* [Input data]:
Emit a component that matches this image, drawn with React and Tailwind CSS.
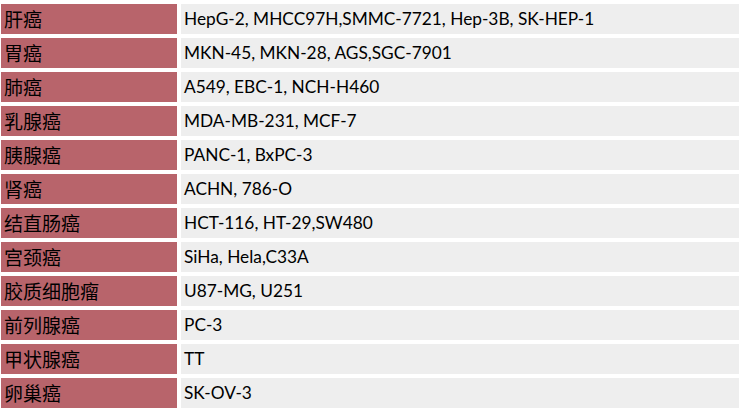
const rows = [
  ["肝癌", "HepG-2, MHCC97H,SMMC-7721, Hep-3B, SK-HEP-1"],
  ["胃癌", "MKN-45, MKN-28, AGS,SGC-7901"],
  ["肺癌", "A549, EBC-1, NCH-H460"],
  ["乳腺癌", "MDA-MB-231, MCF-7"],
  ["胰腺癌", "PANC-1, BxPC-3"],
  ["肾癌", "ACHN, 786-O"],
  ["结直肠癌", "HCT-116, HT-29,SW480"],
  ["宫颈癌", "SiHa, Hela,C33A"],
  ["胶质细胞瘤", "U87-MG, U251"],
  ["前列腺癌", "PC-3"],
  ["甲状腺癌", "TT"],
  ["卵巢癌", "SK-OV-3"],
];

export default function App() {
  return (
    <div className="w-[741px] h-[409px] bg-white pt-[4px] pl-[1px] pr-[2px]">
      <div className="flex flex-col gap-[4px]">
        {rows.map(([name, cells]) => (
          <div key={name} className="flex gap-[4px] h-[30px]">
            <div
              className="w-[176px] bg-[#b8646b] flex items-center pl-[3px] text-[19px] text-black"
              style={{ fontFamily: '"Noto Sans CJK SC", sans-serif' }}
            >
              {name}
            </div>
            <div
              className="flex-1 bg-[#eeeeee] flex items-center pl-[3px] text-[17.3px] text-black"
              style={{ fontFamily: 'Lato, "Noto Sans CJK SC", sans-serif' }}
            >
              {cells}
            </div>
          </div>
        ))}
      </div>
    </div>
  );
}
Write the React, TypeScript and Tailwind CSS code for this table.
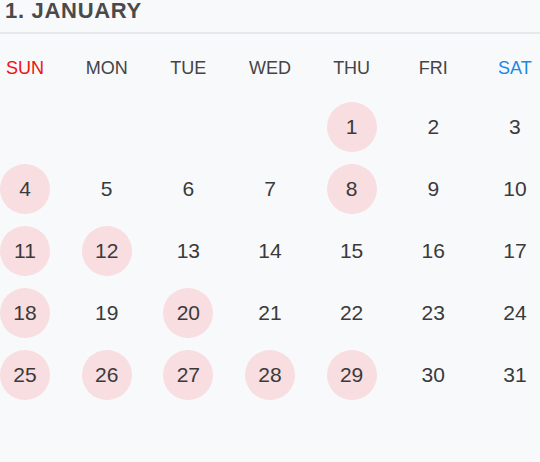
const days = ["SUN", "MON", "TUE", "WED", "THU", "FRI", "SAT"];

// days with a pink mark
const marked = [1, 4, 8, 11, 12, 18, 20, 25, 26, 27, 28, 29];

// January starts on Thursday
const offset = 4;
const total = 31;

export default function App() {
  const cells: (number | null)[] = [];
  for (let i = 0; i < offset; i++) cells.push(null);
  for (let d = 1; d <= total; d++) cells.push(d);
  while (cells.length % 7 !== 0) cells.push(null);

  const weeks: (number | null)[][] = [];
  for (let i = 0; i < cells.length; i += 7) weeks.push(cells.slice(i, i + 7));

  return (
    <div
      className="w-[540px] h-[462px] bg-[#f8f9fb] overflow-hidden"
      style={{ fontFamily: '"Liberation Sans", Arial, sans-serif' }}
    >
      <div className="h-[34px] border-b-2 border-[#e6e8eb] pl-[5px]">
        <h1 className="text-[22px] leading-[21px] font-bold tracking-[0.7px] text-[#4a4a4a]">
          1. JANUARY
        </h1>
      </div>

      <div className="flex justify-between h-[68px] items-center">
        {days.map((d, i) => (
          <div
            key={d}
            className={
              "w-[50px] text-center text-[18px] " +
              (i === 0 ? "text-[#ee1111]" : i === 6 ? "text-[#1a88e6]" : "text-[#444444]")
            }
          >
            {d}
          </div>
        ))}
      </div>

      <div className="flex flex-col gap-[12px]">
        {weeks.map((w, wi) => (
          <div key={wi} className="flex justify-between">
            {w.map((d, di) => (
              <div
                key={di}
                className={
                  "w-[50px] h-[50px] rounded-full flex items-center justify-center text-[21px] text-[#3a3a3a] " +
                  (d !== null && marked.includes(d) ? "bg-[#f8dde1]" : "")
                }
              >
                {d}
              </div>
            ))}
          </div>
        ))}
      </div>
    </div>
  );
}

* [What you have to do]:
Omit the images and transcribe all of the records above word for word.

* [Written answer]:
Emit a component that matches this image, drawn with React and Tailwind CSS.
const rows = [
  ["肝癌", "HepG-2, MHCC97H,SMMC-7721, Hep-3B, SK-HEP-1"],
  ["胃癌", "MKN-45, MKN-28, AGS,SGC-7901"],
  ["肺癌", "A549, EBC-1, NCH-H460"],
  ["乳腺癌", "MDA-MB-231, MCF-7"],
  ["胰腺癌", "PANC-1, BxPC-3"],
  ["肾癌", "ACHN, 786-O"],
  ["结直肠癌", "HCT-116, HT-29,SW480"],
  ["宫颈癌", "SiHa, Hela,C33A"],
  ["胶质细胞瘤", "U87-MG, U251"],
  ["前列腺癌", "PC-3"],
  ["甲状腺癌", "TT"],
  ["卵巢癌", "SK-OV-3"],
];

export default function App() {
  return (
    <div className="w-[741px] h-[409px] bg-white pt-[4px] pl-[1px] pr-[2px]">
      <div className="flex flex-col gap-[4px]">
        {rows.map(([name, cells]) => (
          <div key={name} className="flex gap-[4px] h-[30px]">
            <div
              className="w-[176px] bg-[#b8646b] flex items-center pl-[3px] text-[19px] text-black"
              style={{ fontFamily: '"Noto Sans CJK SC", sans-serif' }}
            >
              {name}
            </div>
            <div
              className="flex-1 bg-[#eeeeee] flex items-center pl-[3px] text-[17.3px] text-black"
              style={{ fontFamily: 'Lato, "Noto Sans CJK SC", sans-serif' }}
            >
              {cells}
            </div>
          </div>
        ))}
      </div>
    </div>
  );
}
Write the React, TypeScript and Tailwind CSS code for this table.
const days = ["SUN", "MON", "TUE", "WED", "THU", "FRI", "SAT"];

// days with a pink mark
const marked = [1, 4, 8, 11, 12, 18, 20, 25, 26, 27, 28, 29];

// January starts on Thursday
const offset = 4;
const total = 31;

export default function App() {
  const cells: (number | null)[] = [];
  for (let i = 0; i < offset; i++) cells.push(null);
  for (let d = 1; d <= total; d++) cells.push(d);
  while (cells.length % 7 !== 0) cells.push(null);

  const weeks: (number | null)[][] = [];
  for (let i = 0; i < cells.length; i += 7) weeks.push(cells.slice(i, i + 7));

  return (
    <div
      className="w-[540px] h-[462px] bg-[#f8f9fb] overflow-hidden"
      style={{ fontFamily: '"Liberation Sans", Arial, sans-serif' }}
    >
      <div className="h-[34px] border-b-2 border-[#e6e8eb] pl-[5px]">
        <h1 className="text-[22px] leading-[21px] font-bold tracking-[0.7px] text-[#4a4a4a]">
          1. JANUARY
        </h1>
      </div>

      <div className="flex justify-between h-[68px] items-center">
        {days.map((d, i) => (
          <div
            key={d}
            className={
              "w-[50px] text-center text-[18px] " +
              (i === 0 ? "text-[#ee1111]" : i === 6 ? "text-[#1a88e6]" : "text-[#444444]")
            }
          >
            {d}
          </div>
        ))}
      </div>

      <div className="flex flex-col gap-[12px]">
        {weeks.map((w, wi) => (
          <div key={wi} className="flex justify-between">
            {w.map((d, di) => (
              <div
                key={di}
                className={
                  "w-[50px] h-[50px] rounded-full flex items-center justify-center text-[21px] text-[#3a3a3a] " +
                  (d !== null && marked.includes(d) ? "bg-[#f8dde1]" : "")
                }
              >
                {d}
              </div>
            ))}
          </div>
        ))}
      </div>
    </div>
  );
}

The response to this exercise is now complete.